Una potente esplosione ha danneggiato un canale idrico e ha temporaneamente interrotto la fornitura di acqua ed energia elettrica alle città del Kosovo
Il primo ministro Albin Kurti ha dichiarato che l'esplosione di venerdì a Vrage, 60 chilometri a nord della capitale Pristina, ha interrotto la fornitura di acqua ad alcune città e alle principali centrali elettriche.
L'esplosione ha fatto seguito ad altre due esplosioni avvenute nei giorni precedenti contro edifici di stazioni di polizia e autorità locali nella stessa area del nord del Paese, popolata per lo più dalla minoranza etnica serba.
Kurti ha incolpato "Belgrado e le sue strutture criminali guidate da Milan Radoičić, sostenute dalle istituzioni serbe e dal presidente serbo Aleksandar Vučić".
Radoičić, politico e ricco uomo d'affari legato al partito populista serbo al potere e a Vučić, è tra le 45 persone incriminate in Kosovo in relazione allo scontro a fuoco dello scorso anno in cui un agente di polizia kosovaro è stato ucciso in seguito a un'incursione di uomini armati serbi.
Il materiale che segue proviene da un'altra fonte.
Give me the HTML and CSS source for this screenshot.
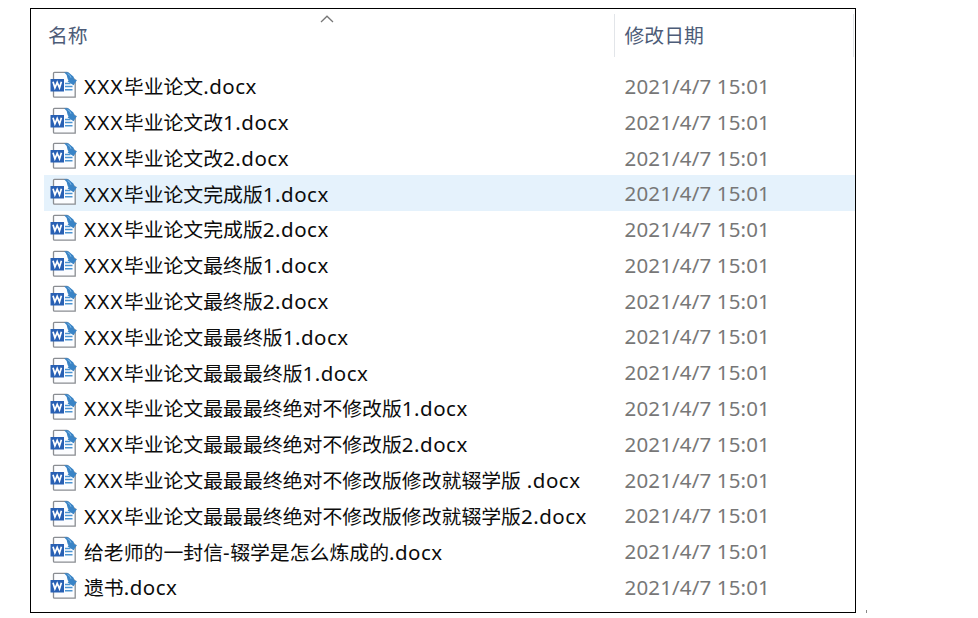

Solo tre serbi sono stati arrestati e gli altri sono a piede libero, compreso Radoičić, che secondo Pristina è protetto da Belgrado. Parlando a un incontro con i giovani sabato a Belgrado, Vučić ha detto che la Serbia non è coinvolta con le esplosioni. "Pristina lo sa", ha aggiunto il presidente serbo.
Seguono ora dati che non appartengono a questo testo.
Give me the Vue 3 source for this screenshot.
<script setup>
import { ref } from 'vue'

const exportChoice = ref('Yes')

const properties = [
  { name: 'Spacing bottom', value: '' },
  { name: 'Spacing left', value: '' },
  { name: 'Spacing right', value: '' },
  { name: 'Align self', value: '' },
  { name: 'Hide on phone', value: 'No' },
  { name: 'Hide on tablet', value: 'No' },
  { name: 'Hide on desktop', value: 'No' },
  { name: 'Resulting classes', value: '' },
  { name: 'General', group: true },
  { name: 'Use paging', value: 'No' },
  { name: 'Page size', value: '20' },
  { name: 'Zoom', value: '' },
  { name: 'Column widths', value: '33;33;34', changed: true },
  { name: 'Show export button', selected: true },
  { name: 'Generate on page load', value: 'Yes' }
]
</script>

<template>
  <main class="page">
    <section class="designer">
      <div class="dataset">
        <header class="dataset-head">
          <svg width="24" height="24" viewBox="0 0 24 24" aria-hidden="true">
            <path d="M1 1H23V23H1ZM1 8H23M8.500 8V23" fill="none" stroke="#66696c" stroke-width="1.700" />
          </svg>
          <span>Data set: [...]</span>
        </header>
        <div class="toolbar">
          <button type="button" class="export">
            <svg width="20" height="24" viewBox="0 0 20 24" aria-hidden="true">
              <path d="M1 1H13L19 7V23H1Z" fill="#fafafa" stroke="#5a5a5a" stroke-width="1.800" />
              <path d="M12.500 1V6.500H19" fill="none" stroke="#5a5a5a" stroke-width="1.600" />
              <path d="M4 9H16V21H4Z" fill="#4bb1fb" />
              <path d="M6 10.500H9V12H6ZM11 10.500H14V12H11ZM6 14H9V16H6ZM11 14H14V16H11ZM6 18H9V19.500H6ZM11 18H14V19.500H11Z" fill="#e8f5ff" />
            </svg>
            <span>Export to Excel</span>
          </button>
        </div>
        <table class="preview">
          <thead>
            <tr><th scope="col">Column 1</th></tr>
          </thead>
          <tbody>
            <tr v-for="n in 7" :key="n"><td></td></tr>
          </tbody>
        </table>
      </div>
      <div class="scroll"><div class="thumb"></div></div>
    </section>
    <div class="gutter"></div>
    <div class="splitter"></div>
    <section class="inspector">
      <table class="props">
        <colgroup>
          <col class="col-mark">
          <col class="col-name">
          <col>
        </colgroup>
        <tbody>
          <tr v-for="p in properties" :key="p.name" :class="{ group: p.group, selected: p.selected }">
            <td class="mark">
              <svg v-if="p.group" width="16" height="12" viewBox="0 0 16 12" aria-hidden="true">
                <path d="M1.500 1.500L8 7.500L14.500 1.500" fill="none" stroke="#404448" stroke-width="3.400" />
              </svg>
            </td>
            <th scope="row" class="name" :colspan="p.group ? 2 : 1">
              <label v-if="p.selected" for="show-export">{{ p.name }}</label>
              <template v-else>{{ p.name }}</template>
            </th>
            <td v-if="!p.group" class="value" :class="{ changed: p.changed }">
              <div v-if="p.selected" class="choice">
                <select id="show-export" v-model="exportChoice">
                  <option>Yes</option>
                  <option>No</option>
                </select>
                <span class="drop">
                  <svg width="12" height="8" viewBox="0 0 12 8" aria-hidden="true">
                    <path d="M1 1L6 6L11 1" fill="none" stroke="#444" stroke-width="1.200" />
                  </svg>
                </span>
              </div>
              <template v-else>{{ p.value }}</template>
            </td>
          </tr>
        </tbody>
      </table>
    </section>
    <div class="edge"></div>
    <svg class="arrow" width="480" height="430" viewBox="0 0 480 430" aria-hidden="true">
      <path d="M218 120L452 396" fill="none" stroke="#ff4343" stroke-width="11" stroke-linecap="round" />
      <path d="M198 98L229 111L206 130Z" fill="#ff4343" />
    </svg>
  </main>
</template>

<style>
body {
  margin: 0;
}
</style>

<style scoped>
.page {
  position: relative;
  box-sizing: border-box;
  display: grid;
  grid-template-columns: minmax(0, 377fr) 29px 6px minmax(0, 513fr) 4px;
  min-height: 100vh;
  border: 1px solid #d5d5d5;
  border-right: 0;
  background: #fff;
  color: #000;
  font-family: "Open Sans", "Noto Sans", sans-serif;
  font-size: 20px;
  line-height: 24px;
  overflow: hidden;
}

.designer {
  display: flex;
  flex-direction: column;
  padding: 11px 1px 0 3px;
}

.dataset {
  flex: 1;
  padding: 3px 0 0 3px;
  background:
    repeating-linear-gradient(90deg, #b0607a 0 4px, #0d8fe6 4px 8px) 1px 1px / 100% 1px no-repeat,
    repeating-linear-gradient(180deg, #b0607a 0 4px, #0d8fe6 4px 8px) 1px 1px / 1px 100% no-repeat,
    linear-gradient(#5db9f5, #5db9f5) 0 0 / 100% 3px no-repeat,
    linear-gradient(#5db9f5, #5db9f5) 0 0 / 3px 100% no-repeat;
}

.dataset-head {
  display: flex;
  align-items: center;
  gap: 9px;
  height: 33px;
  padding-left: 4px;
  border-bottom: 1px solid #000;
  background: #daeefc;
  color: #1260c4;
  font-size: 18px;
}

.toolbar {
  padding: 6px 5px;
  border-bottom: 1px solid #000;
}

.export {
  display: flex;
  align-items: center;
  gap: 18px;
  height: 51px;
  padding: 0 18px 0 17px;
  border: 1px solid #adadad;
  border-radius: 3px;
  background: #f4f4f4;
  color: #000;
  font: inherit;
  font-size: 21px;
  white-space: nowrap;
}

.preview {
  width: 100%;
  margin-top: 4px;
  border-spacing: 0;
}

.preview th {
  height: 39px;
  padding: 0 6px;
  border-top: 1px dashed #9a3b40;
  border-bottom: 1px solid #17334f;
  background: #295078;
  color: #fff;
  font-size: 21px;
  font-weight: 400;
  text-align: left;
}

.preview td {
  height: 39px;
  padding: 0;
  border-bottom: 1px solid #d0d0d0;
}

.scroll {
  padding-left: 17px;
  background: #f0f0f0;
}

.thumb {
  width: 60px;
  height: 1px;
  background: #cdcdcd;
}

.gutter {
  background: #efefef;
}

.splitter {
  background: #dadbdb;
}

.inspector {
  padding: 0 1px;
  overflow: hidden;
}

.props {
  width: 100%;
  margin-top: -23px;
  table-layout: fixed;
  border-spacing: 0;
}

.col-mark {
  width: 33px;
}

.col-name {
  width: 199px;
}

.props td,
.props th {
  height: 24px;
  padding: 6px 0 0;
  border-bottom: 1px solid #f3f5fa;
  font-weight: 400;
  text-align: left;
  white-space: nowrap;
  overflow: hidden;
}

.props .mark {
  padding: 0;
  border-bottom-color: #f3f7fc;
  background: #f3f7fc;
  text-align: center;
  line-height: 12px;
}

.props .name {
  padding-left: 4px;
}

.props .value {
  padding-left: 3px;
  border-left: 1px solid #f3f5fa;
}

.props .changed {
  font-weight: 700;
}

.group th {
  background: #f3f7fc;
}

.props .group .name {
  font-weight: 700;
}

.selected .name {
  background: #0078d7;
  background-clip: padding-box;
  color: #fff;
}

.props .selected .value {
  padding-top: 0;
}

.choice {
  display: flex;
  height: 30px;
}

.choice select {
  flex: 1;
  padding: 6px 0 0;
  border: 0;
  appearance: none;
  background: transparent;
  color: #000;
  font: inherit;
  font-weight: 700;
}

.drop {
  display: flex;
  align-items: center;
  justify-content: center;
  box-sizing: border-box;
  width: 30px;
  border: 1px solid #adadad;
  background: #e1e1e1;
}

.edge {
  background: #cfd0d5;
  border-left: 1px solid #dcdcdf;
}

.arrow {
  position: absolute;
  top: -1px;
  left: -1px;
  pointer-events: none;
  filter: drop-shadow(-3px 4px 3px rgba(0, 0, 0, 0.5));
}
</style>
Il ministro degli Esteri serbo Marko Đurić ha condannato l'esplosione di venerdì, ma ha anche criticato il "regime etnonazionalista" di Kurti che si affretta a "puntare il dito contro Belgrado senza prove".
"Riteniamo che queste accuse premature siano un deliberato diversivo", ha dichiarato Đurić. "Queste accuse infondate minano gli sforzi per un dialogo costruttivo e servono solo a far crescere le tensioni in una situazione già delicata".
Ue e Usa condannano l'esplosione
L'Unione europea e gli Stati Uniti hanno denunciato con forza l'esplosione e hanno chiesto che i responsabili siano assicurati alla giustizia.
"Queste azioni violente non hanno posto in una società democratica e i responsabili di questi attacchi criminali contro le legittime autorità della Repubblica del Kosovo devono essere chiamati a risponderne", ha dichiarato l'ambasciata statunitense a Pristina.
Le relazioni tra Kosovo e Serbia rimangono tese nonostante gli sforzi della comunità internazionale per normalizzarle.
Il Kosovo era una provincia serba fino a quando, nel 1999, una campagna di bombardamenti della Nato durata 78 giorni ha posto fine alla guerra tra le forze governative serbe e i separatisti di etnia albanese, che ha provocato circa 13mila morti, soprattutto di etnia albanese, e ha allontanato le forze serbe. Nel 2008 il Kosovo ha proclamato l'indipendenza, non riconosciuta da Belgrado.
Bruxelles e Washington stanno esortando entrambe le parti ad attuare gli accordi raggiunti da Vučić e Kurti nel febbraio e marzo dello scorso anno. Tra questi, l'impegno del Kosovo a creare un'Associazione dei Comuni a maggioranza serba. Ci si aspetta anche che la Serbia mantenga il riconoscimento de-facto del Kosovo, che Belgrado considera ancora una sua provincia.
Le forze di pace internazionali guidate dalla Nato, note come Kfor, hanno aumentato la loro presenza in Kosovo dopo le tensioni dello scorso anno.